* PROVIDED DATA
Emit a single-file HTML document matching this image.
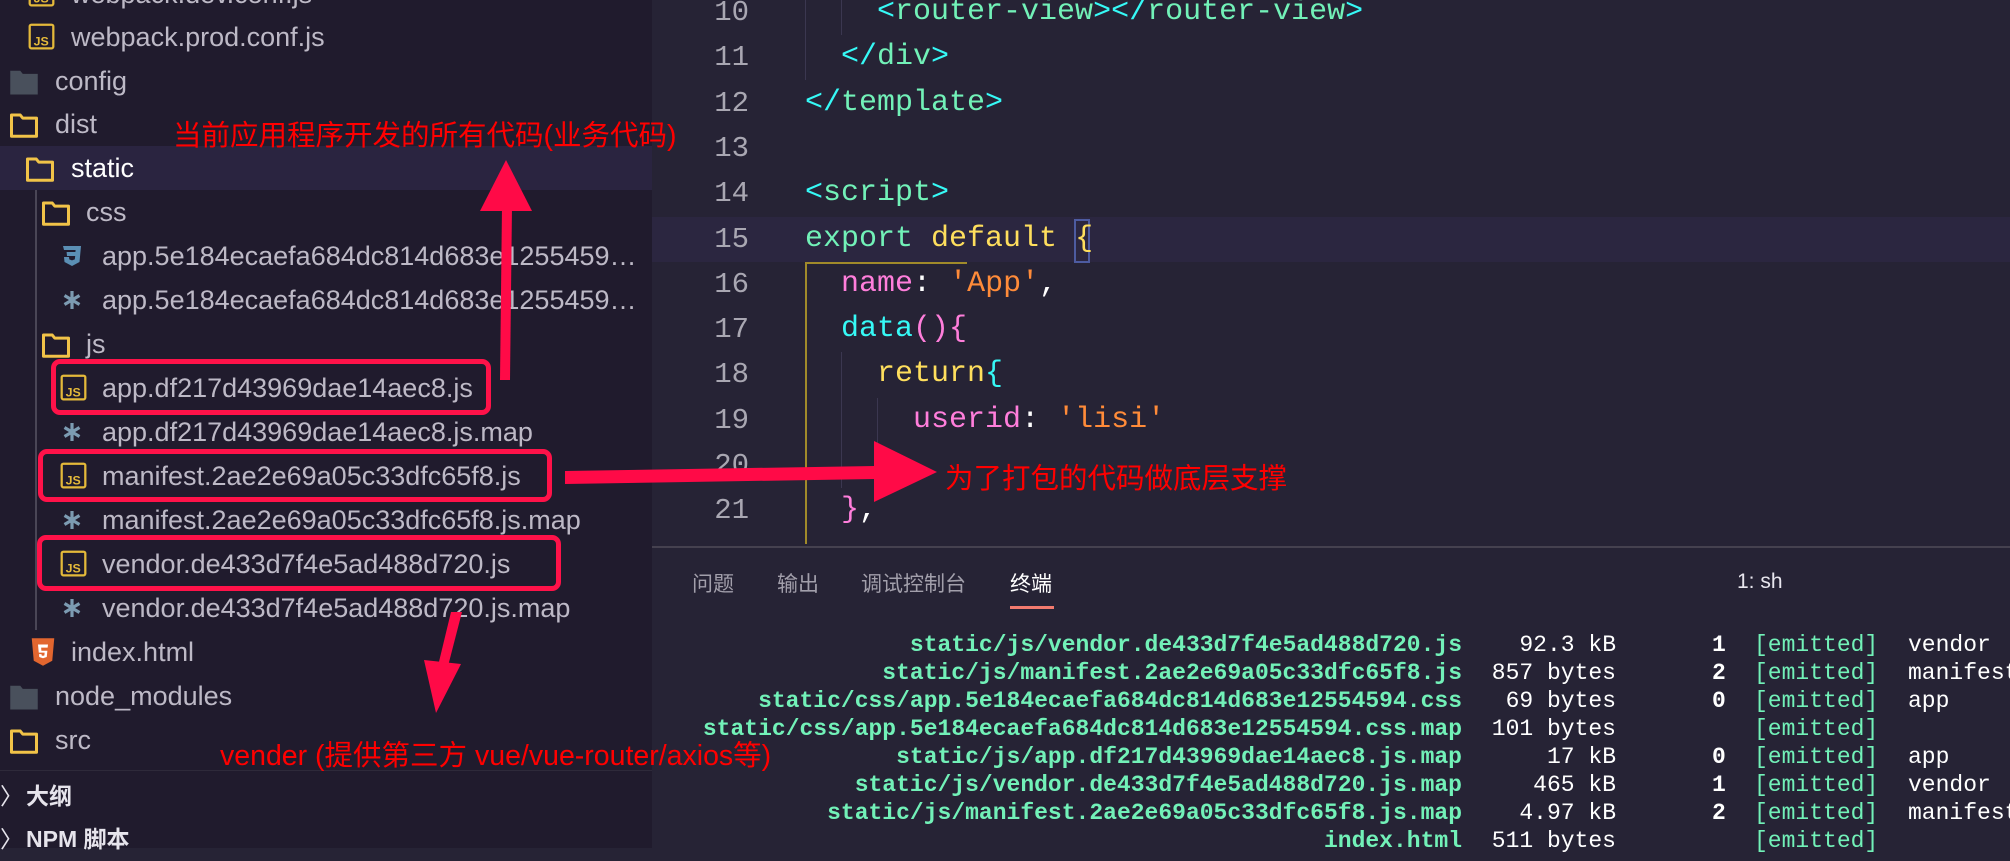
<!DOCTYPE html>
<html><head><meta charset="utf-8"><style>
*{margin:0;padding:0;box-sizing:border-box}
body{width:2010px;height:848px;overflow:hidden;background:#262335;position:relative;font-family:"Liberation Sans","Noto Sans CJK SC",sans-serif}
.sb{position:absolute;left:0;top:0;width:652px;height:848px;background:#201b2d}
.row{position:absolute;left:0;width:652px;height:44px;line-height:44px;font-size:27px;color:#bdb9c6;white-space:nowrap}
.row span.t{position:absolute;top:0}
.ic{position:absolute;top:8px}
.ln{position:absolute;left:652px;width:97px;text-align:right;font-family:"Liberation Mono",monospace;font-size:29px;color:#a9a7b2;line-height:45px;height:45px}
.cl{position:absolute;left:805px;font-family:"Liberation Mono",monospace;font-size:30px;line-height:45px;height:45px;white-space:pre;color:#72f1b8}
.term{position:absolute;font-family:"Liberation Mono",monospace;font-size:23px;font-weight:bold;line-height:28px;white-space:pre}
.red{position:absolute;color:#ff0000;font-size:28.5px;white-space:nowrap;font-family:"Liberation Sans","Noto Sans CJK SC",sans-serif}
.box{position:absolute;border:5px solid #ff1249;border-radius:9px}
.ell{overflow:hidden;text-overflow:ellipsis;width:543px}
</style></head><body>
<div class="sb"></div>
<div style="position:absolute;left:0;top:146px;width:652px;height:44px;background:#2a2440"></div>
<div style="position:absolute;left:35px;top:190px;width:2px;height:440px;background:#4a4656"></div>

<svg width="0" height="0" style="position:absolute">
<defs>
<symbol id="js" viewBox="0 0 24 24"><rect x="1.5" y="1.5" width="21" height="21" rx="1.5" fill="none" stroke="#e4b93a" stroke-width="2"/><text x="5" y="20" font-family="Liberation Sans" font-size="11" font-weight="bold" fill="#e4b93a">JS</text></symbol>
<symbol id="fo" viewBox="0 0 24 24"><path d="M2 4h7l2 2.5h11V21H2z" fill="none" stroke="#f1c348" stroke-width="2.4" stroke-linejoin="round"/></symbol>
<symbol id="fg" viewBox="0 0 24 24"><path d="M1 3h8l2 2.5h12V22H1z" fill="#49505c"/></symbol>
<symbol id="as" viewBox="0 0 24 24"><path d="M12 3v18M4.5 7.5l15 9M19.5 7.5l-15 9" stroke="#7c9bb2" stroke-width="3.2"/></symbol>
</defs></svg>

<div class="row" style="top:-28px"><svg class="ic" style="left:28px" width="27" height="27"><use href="#js"/></svg><span class="t" style="left:71px">webpack.dev.conf.js</span></div>
<div class="row" style="top:15px"><svg class="ic" style="left:28px" width="27" height="27"><use href="#js"/></svg><span class="t" style="left:71px">webpack.prod.conf.js</span></div>
<div class="row" style="top:59px"><svg class="ic" style="left:9px" width="30" height="30"><use href="#fg"/></svg><span class="t" style="left:55px">config</span></div>
<div class="row" style="top:102px"><svg class="ic" style="left:9px" width="30" height="30"><use href="#fo"/></svg><span class="t" style="left:55px">dist</span></div>
<div class="row" style="top:146px;color:#fff"><svg class="ic" style="left:25px" width="30" height="30"><use href="#fo"/></svg><span class="t" style="left:71px">static</span></div>
<div class="row" style="top:190px"><svg class="ic" style="left:41px" width="30" height="30"><use href="#fo"/></svg><span class="t" style="left:86px">css</span></div>
<div class="row" style="top:234px"><svg class="ic" style="left:60px;top:10px" width="24" height="24" viewBox="0 0 24 24"><path d="M3 2h18l-1.5 16L12 22l-7.5-4L4 13h5l.3 2.4 2.7 1 2.8-1 .4-3.4H7L6.6 8h8.8l.2-2H4z" fill="#5b8fb4"/></svg><span class="t ell" style="left:102px">app.5e184ecaefa684dc814d683e12554594.css</span></div>
<div class="row" style="top:278px"><svg class="ic" style="left:60px;top:10px" width="24" height="24"><use href="#as"/></svg><span class="t ell" style="left:102px">app.5e184ecaefa684dc814d683e12554594.css.map</span></div>
<div class="row" style="top:322px"><svg class="ic" style="left:41px" width="30" height="30"><use href="#fo"/></svg><span class="t" style="left:86px">js</span></div>
<div class="row" style="top:366px"><svg class="ic" style="left:60px" width="27" height="27"><use href="#js"/></svg><span class="t" style="left:102px">app.df217d43969dae14aec8.js</span></div>
<div class="row" style="top:410px"><svg class="ic" style="left:60px;top:10px" width="24" height="24"><use href="#as"/></svg><span class="t" style="left:102px">app.df217d43969dae14aec8.js.map</span></div>
<div class="row" style="top:454px"><svg class="ic" style="left:60px" width="27" height="27"><use href="#js"/></svg><span class="t" style="left:102px">manifest.2ae2e69a05c33dfc65f8.js</span></div>
<div class="row" style="top:498px"><svg class="ic" style="left:60px;top:10px" width="24" height="24"><use href="#as"/></svg><span class="t" style="left:102px">manifest.2ae2e69a05c33dfc65f8.js.map</span></div>
<div class="row" style="top:542px"><svg class="ic" style="left:60px" width="27" height="27"><use href="#js"/></svg><span class="t" style="left:102px">vendor.de433d7f4e5ad488d720.js</span></div>
<div class="row" style="top:586px"><svg class="ic" style="left:60px;top:10px" width="24" height="24"><use href="#as"/></svg><span class="t" style="left:102px">vendor.de433d7f4e5ad488d720.js.map</span></div>
<div class="row" style="top:630px"><svg class="ic" style="left:28px;top:6px" width="30" height="32" viewBox="0 0 24 24"><path d="M3 1h18l-1.6 18L12 23l-7.4-4z" fill="#e2662f"/><path d="M8 6h8l-.3 2.5H10.5l.2 2.5h4.8l-.5 5-3 1-3-1-.2-2.3h2l.1 1 1.1.4 1.1-.4.2-2.2H8.6z" fill="#fff"/></svg><span class="t" style="left:71px">index.html</span></div>
<div class="row" style="top:674px"><svg class="ic" style="left:9px" width="30" height="30"><use href="#fg"/></svg><span class="t" style="left:55px">node_modules</span></div>
<div class="row" style="top:718px"><svg class="ic" style="left:9px" width="30" height="30"><use href="#fo"/></svg><span class="t" style="left:55px">src</span></div>
<div style="position:absolute;left:0;top:770px;width:652px;height:1px;background:#2e2a3a"></div>
<div class="row" style="top:774px;color:#e6e4ec;font-weight:bold;font-size:23px"><span class="t" style="left:0px;font-weight:normal">〉</span><span class="t" style="left:26px">大纲</span></div>
<div class="row" style="top:817px;color:#e6e4ec;font-weight:bold;font-size:23px"><span class="t" style="left:0px;font-weight:normal">〉</span><span class="t" style="left:26px">NPM 脚本</span></div>

<!-- editor -->
<div style="position:absolute;left:652px;top:217px;width:1358px;height:45px;background:#2b2640"></div>
<div class="ln" style="top:-10px">10</div>
<div class="ln" style="top:35px">11</div>
<div class="ln" style="top:81px">12</div>
<div class="ln" style="top:126px">13</div>
<div class="ln" style="top:171px">14</div>
<div class="ln" style="top:217px">15</div>
<div class="ln" style="top:262px">16</div>
<div class="ln" style="top:307px">17</div>
<div class="ln" style="top:352px">18</div>
<div class="ln" style="top:398px">19</div>
<div class="ln" style="top:443px">20</div>
<div class="ln" style="top:488px">21</div>
<div style="position:absolute;left:805px;top:0;width:1px;height:80px;background:#3b3750"></div>
<div style="position:absolute;left:841px;top:0;width:1px;height:35px;background:#3b3750"></div>
<div style="position:absolute;left:841px;top:352px;width:1px;height:136px;background:#3b3750"></div>
<div style="position:absolute;left:877px;top:398px;width:1px;height:45px;background:#3b3750"></div>
<div style="position:absolute;left:805px;top:262px;width:2px;height:282px;background:#a08a2a"></div>
<div style="position:absolute;left:805px;top:262px;width:162px;height:2px;background:#a08a2a"></div>
<div style="position:absolute;left:1074px;top:219px;width:16px;height:44px;border:2px solid #4d5ba0"></div>
<div class="cl" style="top:-10px">    <span style="color:#36f9f6">&lt;</span>router-view<span style="color:#36f9f6">&gt;&lt;/</span>router-view<span style="color:#36f9f6">&gt;</span></div>
<div class="cl" style="top:35px">  <span style="color:#36f9f6">&lt;/</span>div<span style="color:#36f9f6">&gt;</span></div>
<div class="cl" style="top:81px"><span style="color:#36f9f6">&lt;/</span>template<span style="color:#36f9f6">&gt;</span></div>
<div class="cl" style="top:171px"><span style="color:#36f9f6">&lt;</span>script<span style="color:#36f9f6">&gt;</span></div>
<div class="cl" style="top:217px">export <span style="color:#fede5d">default</span> <span style="color:#fede5d">{</span></div>
<div class="cl" style="top:262px">  <span style="color:#ff7edb">name</span><span style="color:#fff">:</span> <span style="color:#ff8b39">'App'</span><span style="color:#fff">,</span></div>
<div class="cl" style="top:307px">  <span style="color:#36f9f6">data</span><span style="color:#ff7edb">(){</span></div>
<div class="cl" style="top:352px">    <span style="color:#fede5d">return</span><span style="color:#36f9f6">{</span></div>
<div class="cl" style="top:398px">      <span style="color:#ff7edb">userid</span><span style="color:#fff">:</span> <span style="color:#ff8b39">'lisi'</span></div>
<div class="cl" style="top:443px">    <span style="color:#36f9f6">}</span></div>
<div class="cl" style="top:488px">  <span style="color:#ff7edb">}</span><span style="color:#fff">,</span></div>

<!-- panel -->
<div style="position:absolute;left:652px;top:546px;width:1358px;height:302px;background:#262335;border-top:2px solid #45414f"></div>
<div style="position:absolute;top:568px;left:692px;font-size:21px;color:#a29fab;white-space:nowrap">问题</div>
<div style="position:absolute;top:568px;left:777px;font-size:21px;color:#a29fab">输出</div>
<div style="position:absolute;top:568px;left:861px;font-size:21px;color:#a29fab">调试控制台</div>
<div style="position:absolute;top:568px;left:1010px;font-size:21px;color:#fff">终端</div>
<div style="position:absolute;top:606px;left:1010px;width:44px;height:3px;background:#f27a6e"></div>
<div style="position:absolute;top:570px;left:1737px;font-size:21px;color:#e8e6ee">1: sh</div>

<div class="term" style="left:660px;top:631px;width:802px;text-align:right;color:#72f1b8">static/js/vendor.de433d7f4e5ad488d720.js
static/js/manifest.2ae2e69a05c33dfc65f8.js
static/css/app.5e184ecaefa684dc814d683e12554594.css
static/css/app.5e184ecaefa684dc814d683e12554594.css.map
static/js/app.df217d43969dae14aec8.js.map
static/js/vendor.de433d7f4e5ad488d720.js.map
static/js/manifest.2ae2e69a05c33dfc65f8.js.map
index.html</div>
<div class="term" style="left:1470px;top:631px;width:146px;text-align:right;color:#fff;font-weight:normal">92.3 kB
857 bytes
69 bytes
101 bytes
17 kB
465 kB
4.97 kB
511 bytes</div>
<div class="term" style="left:1712px;top:631px;color:#fff">1
2
0

0
1
2
</div>
<div class="term" style="left:1754px;top:631px;color:#72f1b8;font-weight:normal">[emitted]
[emitted]
[emitted]
[emitted]
[emitted]
[emitted]
[emitted]
[emitted]</div>
<div class="term" style="left:1908px;top:631px;color:#fff;font-weight:normal">vendor
manifest
app

app
vendor
manifest
</div>

<div class="box" style="left:51px;top:359px;width:440px;height:56px"></div>
<div class="box" style="left:38px;top:449px;width:514px;height:53px"></div>
<div class="box" style="left:37px;top:535px;width:524px;height:56px"></div>
<svg style="position:absolute;left:0;top:0" width="2010" height="848">
<path d="M500 380 L502 206 L512 206 L510 380 Z" fill="#ff0a47"/>
<path d="M506 160 L532 211 L480 211 Z" fill="#ff0a47"/>
<path d="M565 471 L875 466 L875 479 L565 484 Z" fill="#ff0a47"/>
<path d="M937 472 L874 441 L874 502 Z" fill="#ff0a47"/>
<path d="M451 612 L462 612 L447 670 L437 670 Z" fill="#ff0a47"/>
<path d="M436 713 L424 660 L461 664 Z" fill="#ff0a47"/>
</svg>
<div class="red" style="left:173px;top:113px">当前应用程序开发的所有代码(业务代码)</div>
<div class="red" style="left:945px;top:456px">为了打包的代码做底层支撑</div>
<div class="red" style="left:220px;top:733px">vender (提供第三方 vue/vue-router/axios等)</div>
</body></html>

* WHAT YOU NEED TO DO
Return exactly what appears from the opening line of the material through the line with "</defs></svg>", apart from the pictures.

* TASK ANSWER
Emit a single-file HTML document matching this image.
<!DOCTYPE html>
<html><head><meta charset="utf-8"><style>
*{margin:0;padding:0;box-sizing:border-box}
body{width:2010px;height:848px;overflow:hidden;background:#262335;position:relative;font-family:"Liberation Sans","Noto Sans CJK SC",sans-serif}
.sb{position:absolute;left:0;top:0;width:652px;height:848px;background:#201b2d}
.row{position:absolute;left:0;width:652px;height:44px;line-height:44px;font-size:27px;color:#bdb9c6;white-space:nowrap}
.row span.t{position:absolute;top:0}
.ic{position:absolute;top:8px}
.ln{position:absolute;left:652px;width:97px;text-align:right;font-family:"Liberation Mono",monospace;font-size:29px;color:#a9a7b2;line-height:45px;height:45px}
.cl{position:absolute;left:805px;font-family:"Liberation Mono",monospace;font-size:30px;line-height:45px;height:45px;white-space:pre;color:#72f1b8}
.term{position:absolute;font-family:"Liberation Mono",monospace;font-size:23px;font-weight:bold;line-height:28px;white-space:pre}
.red{position:absolute;color:#ff0000;font-size:28.5px;white-space:nowrap;font-family:"Liberation Sans","Noto Sans CJK SC",sans-serif}
.box{position:absolute;border:5px solid #ff1249;border-radius:9px}
.ell{overflow:hidden;text-overflow:ellipsis;width:543px}
</style></head><body>
<div class="sb"></div>
<div style="position:absolute;left:0;top:146px;width:652px;height:44px;background:#2a2440"></div>
<div style="position:absolute;left:35px;top:190px;width:2px;height:440px;background:#4a4656"></div>

<svg width="0" height="0" style="position:absolute">
<defs>
<symbol id="js" viewBox="0 0 24 24"><rect x="1.5" y="1.5" width="21" height="21" rx="1.5" fill="none" stroke="#e4b93a" stroke-width="2"/><text x="5" y="20" font-family="Liberation Sans" font-size="11" font-weight="bold" fill="#e4b93a">JS</text></symbol>
<symbol id="fo" viewBox="0 0 24 24"><path d="M2 4h7l2 2.5h11V21H2z" fill="none" stroke="#f1c348" stroke-width="2.4" stroke-linejoin="round"/></symbol>
<symbol id="fg" viewBox="0 0 24 24"><path d="M1 3h8l2 2.5h12V22H1z" fill="#49505c"/></symbol>
<symbol id="as" viewBox="0 0 24 24"><path d="M12 3v18M4.5 7.5l15 9M19.5 7.5l-15 9" stroke="#7c9bb2" stroke-width="3.2"/></symbol>
</defs></svg>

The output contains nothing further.